Do you tend to doubt all your achievements? Ever feel you’re not worthy of your success? Do you overlook your hard work and talent and credit your luck for everything? Always feel like a charlatan? Ever fear someone might expose you out in public?
If you’re constantly overwhelmed with such feelings, chances are, you’re going through imposter syndrome. As a solo freelance writer, I’ve had my fair share of Imposter Syndrome, and I still face it on a day-to-day basis. It’s a topic that deserves to come to light. That’s why, in this article, I’ve laid down the 5 types of Imposter Syndrome that affect 70% of the population and 7 practical tips to battle them.
Let’s dive right in:
So What Exactly Is Imposter Syndrome?
Imposter syndrome is a mental condition where someone doubts and questions all his achievements, success, competence, and authority. Thus, they start to see themselves as unworthy. And he always feels he made it so far just because of luck. And there’s a lingering fear that he’ll be exposed in front of everyone.
In 1978, Dr. Pauline R. Clance and Dr. Suzanne A. Imes first introduced Imposter Syndrome in their book “The Impostor Phenomenon in High Achieving Women.” They reported it’s a trait found in abundantly successful women. And for the record, the study was essentially done on such high-achiever women.

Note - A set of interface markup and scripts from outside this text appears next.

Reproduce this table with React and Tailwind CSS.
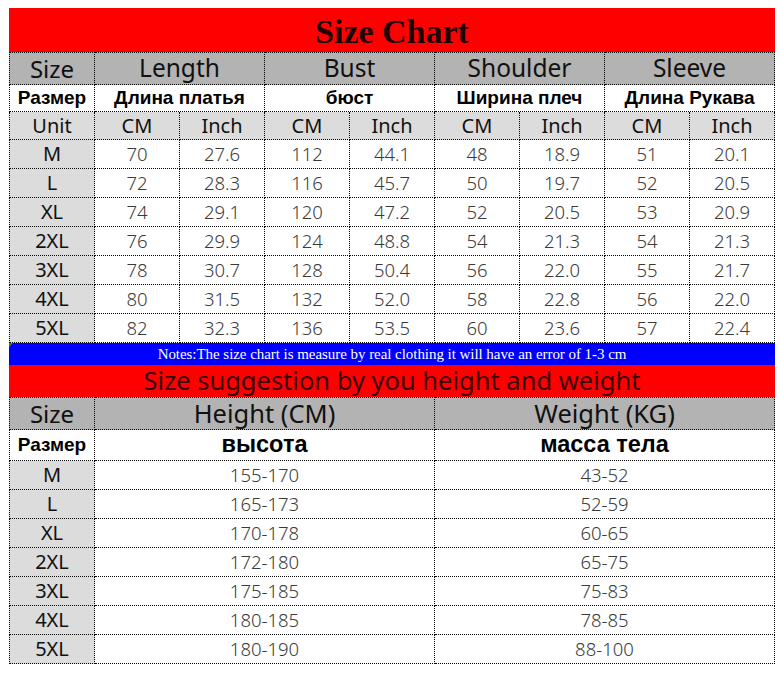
import React from "react";

const sizes = ["M", "L", "XL", "2XL", "3XL", "4XL", "5XL"];

const chart = [
    ["70", "27.6", "112", "44.1", "48", "18.9", "51", "20.1"],
    ["72", "28.3", "116", "45.7", "50", "19.7", "52", "20.5"],
    ["74", "29.1", "120", "47.2", "52", "20.5", "53", "20.9"],
    ["76", "29.9", "124", "48.8", "54", "21.3", "54", "21.3"],
    ["78", "30.7", "128", "50.4", "56", "22.0", "55", "21.7"],
    ["80", "31.5", "132", "52.0", "58", "22.8", "56", "22.0"],
    ["82", "32.3", "136", "53.5", "60", "23.6", "57", "22.4"],
];

const suggestion = [
    ["155-170", "43-52"],
    ["165-173", "52-59"],
    ["170-178", "60-65"],
    ["172-180", "65-75"],
    ["175-185", "75-83"],
    ["180-185", "78-85"],
    ["180-190", "88-100"],
];

const groups = [
    { en: "Length", ru: "Длина платья" },
    { en: "Bust", ru: "бюст" },
    { en: "Shoulder", ru: "Ширина плеч" },
    { en: "Sleeve", ru: "Длина Рукава" },
];

const cell = "flex items-center justify-center border-r border-b border-dotted border-black";
const sans = "font-['Noto_Sans',sans-serif]";
const arial = "font-['Liberation_Sans',Arial,sans-serif]";

const App = () => {
    return (
        <div className="w-[780px] h-[677px] bg-white pt-2 pl-[9px]">
            <div className="w-[766px]">
                {/* title */}
                <div className="h-[44px] bg-[#ff0000] flex items-center justify-center pt-[3px]">
                    <span className="font-['Liberation_Serif',serif] font-bold text-[34px] text-[#1e0000] leading-none">Size Chart</span>
                </div>

                {/* size chart */}
                <div className={`grid grid-cols-[86px_repeat(8,85px)] ${sans}`}>
                    <div className={`${cell} border-l border-t h-[33px] bg-[#b3b3b3] text-[24px] text-[#111]`}>Size</div>
                    {groups.map(g => (
                        <div key={g.en} className={`${cell} col-span-2 border-t h-[33px] bg-[#b3b3b3] text-[24.5px] text-[#111]`}>{g.en}</div>
                    ))}

                    <div className={`${cell} border-l h-[27px] bg-white ${arial} font-bold text-[19px] text-black`}>Размер</div>
                    {groups.map(g => (
                        <div key={g.ru} className={`${cell} col-span-2 h-[27px] bg-white ${arial} font-bold text-[19px] text-black`}>{g.ru}</div>
                    ))}

                    <div className={`${cell} border-l h-[28px] bg-[#dcdcdc] text-[20px] text-[#111]`}>Unit</div>
                    {groups.map(g => (
                        <React.Fragment key={g.en + "u"}>
                            <div className={`${cell} h-[28px] bg-[#dcdcdc] text-[20px] text-[#111]`}>CM</div>
                            <div className={`${cell} h-[28px] bg-[#dcdcdc] text-[20px] text-[#111]`}>Inch</div>
                        </React.Fragment>
                    ))}

                    {sizes.map((s, i) => (
                        <React.Fragment key={s}>
                            <div className={`${cell} border-l h-[29px] bg-[#dcdcdc] text-[20px] text-[#111]`}>{s}</div>
                            {chart[i].map((v, j) => (
                                <div key={j} className={`${cell} h-[29px] bg-white text-[18.5px] font-light text-[#3a3a3a]`}>{v}</div>
                            ))}
                        </React.Fragment>
                    ))}
                </div>

                {/* notes */}
                <div className="relative h-[22px] bg-[#0000ff] flex items-center justify-center">
                    <div className="absolute left-0 top-0 w-0 h-0 border-t-[4px] border-t-[#2e8b2e] border-r-[4px] border-r-transparent"></div>
                    <span className="font-['Liberation_Serif',serif] text-[15px] tracking-[-0.05px] text-white leading-none">Notes:The size chart is measure by real clothing it will have an error of 1-3 cm</span>
                </div>

                {/* suggestion title */}
                <div className="h-[32px] bg-[#ff0000] flex items-center justify-center">
                    <span className={`${sans} text-[25.5px] text-[#3a0000] leading-none`}>Size suggestion by you height and weight</span>
                </div>

                {/* suggestion table */}
                <div className={`grid grid-cols-[86px_340px_340px] ${sans}`}>
                    <div className={`${cell} border-l border-t h-[33px] bg-[#b3b3b3] text-[24px] text-[#111]`}>Size</div>
                    <div className={`${cell} border-t h-[33px] bg-[#b3b3b3] text-[25.5px] text-[#111]`}>Height (CM)</div>
                    <div className={`${cell} border-t h-[33px] bg-[#b3b3b3] text-[25.5px] text-[#111]`}>Weight (KG)</div>

                    <div className={`${cell} border-l h-[31px] bg-white ${arial} font-bold text-[19px] text-black`}>Размер</div>
                    <div className={`${cell} h-[31px] bg-white ${arial} font-bold text-[23.5px] text-black`}>высота</div>
                    <div className={`${cell} h-[31px] bg-white ${arial} font-bold text-[23.5px] text-black`}>масса тела</div>

                    {sizes.map((s, i) => (
                        <React.Fragment key={s + "b"}>
                            <div className={`${cell} border-l h-[29px] bg-[#dcdcdc] text-[20px] text-[#111]`}>{s}</div>
                            <div className={`${cell} h-[29px] bg-white text-[18.5px] font-light text-[#3a3a3a]`}>{suggestion[i][0]}</div>
                            <div className={`${cell} h-[29px] bg-white text-[18.5px] font-light text-[#3a3a3a]`}>{suggestion[i][1]}</div>
                        </React.Fragment>
                    ))}
                </div>
            </div>
        </div>
    );
};

export default App;
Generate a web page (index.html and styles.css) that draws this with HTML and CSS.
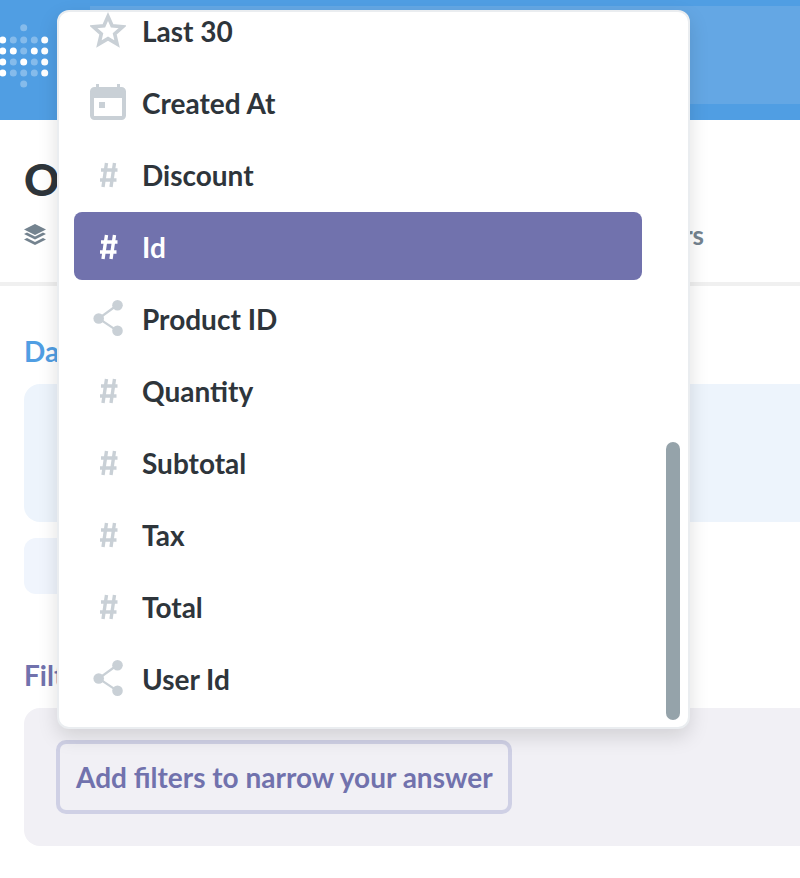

However, later it was that both genders go through this Imposter Syndrome. Valerie Young, the author of “The Secret Thoughts of Successful Women” is an Imposter Syndrome expert. She found some common characteristics of people suffering from the condition:
- The Perfectionist
Perfectionist people strive to be flawless in anything they do. Even if they’re massively successful, they tend to consider themselves a failure. They keep blaming themselves and doubting their skills. Unless 100% faultless, they don’t want to count their wins.
- The Natural Genius
Some people are born gifted. Such natural geniuses have this high expectation that they can do something on their first try. They won’t have to work hard, regardless of the task. But if they fail to do so in a certain task — getting the grasp — they feel ashamed. And this gives birth to Imposter Syndrome in them.
- The Superman / Superwoman
This group of people is hell-bent on seeing themselves successful. They always strive to work harder than everyone around them just to prove that they’re not unworthy or incompetent. They constantly pressure themselves to prove they’re not imposters.
- The Soloist
“I don’t need anyone’s help; I can do everything on my own” – is an excellent independent thought to have. While self-reliance may seem fine on the surface, if someone strives to stick to that rule in every sphere of life, it becomes a problem. Such people feel like an imposter just for asking for help, therefore, abstain from it. And that signals Imposter Syndrome.
- The Expert
This breed of people does their due diligence before starting a task. And they think they must gain all the information and knowledge within a given time. Such people don’t ask any questions in the office or in meetings. Because they fear that the question might make them look like a look in front of others.
According to research, 70% of people may suffer from imposter syndrome. Even highly famous people like Maya Angelou, Michelle Obama, Oscar-winner actor Tom Hanks have suffered this curse called Imposter Syndrome.
Some Quick Tips to Battle Imposter Syndrome
- Practice self-sympathy. It’s important to remember that you’re not alone. Share your feelings with the loved ones. Keep in mind – a lot of us are constantly battling this challenge.
- Give credit and recognition to your own work. This will boost your confidence.
- Make a list of your achievements and capabilities. Whenever you think you got everything because of luck, jot down your achievements, and chances are, the thought of luck might seem funny at that moment.
- Accept that you’re not perfect. It’s called being human. Forgive your mistakes.
- Learn to embrace failure too. Because the road to success is paved with failures.
- Get feedback before evaluating your own self. This will give you more realistic data, not the impossible standards you set for yourself.
- Be your own competition, not someone else’s.
In the end, remember there’s a significant purpose in your life. You’re the protagonist of your own story. You’re stronger than you think; you’re smarter than you imagine. And you deserve a lot more credit than you give yourself. Always remind yourself of these facts. Remember, nobody loves you more than you do, nobody can lift you as much as you can. Make the most of it.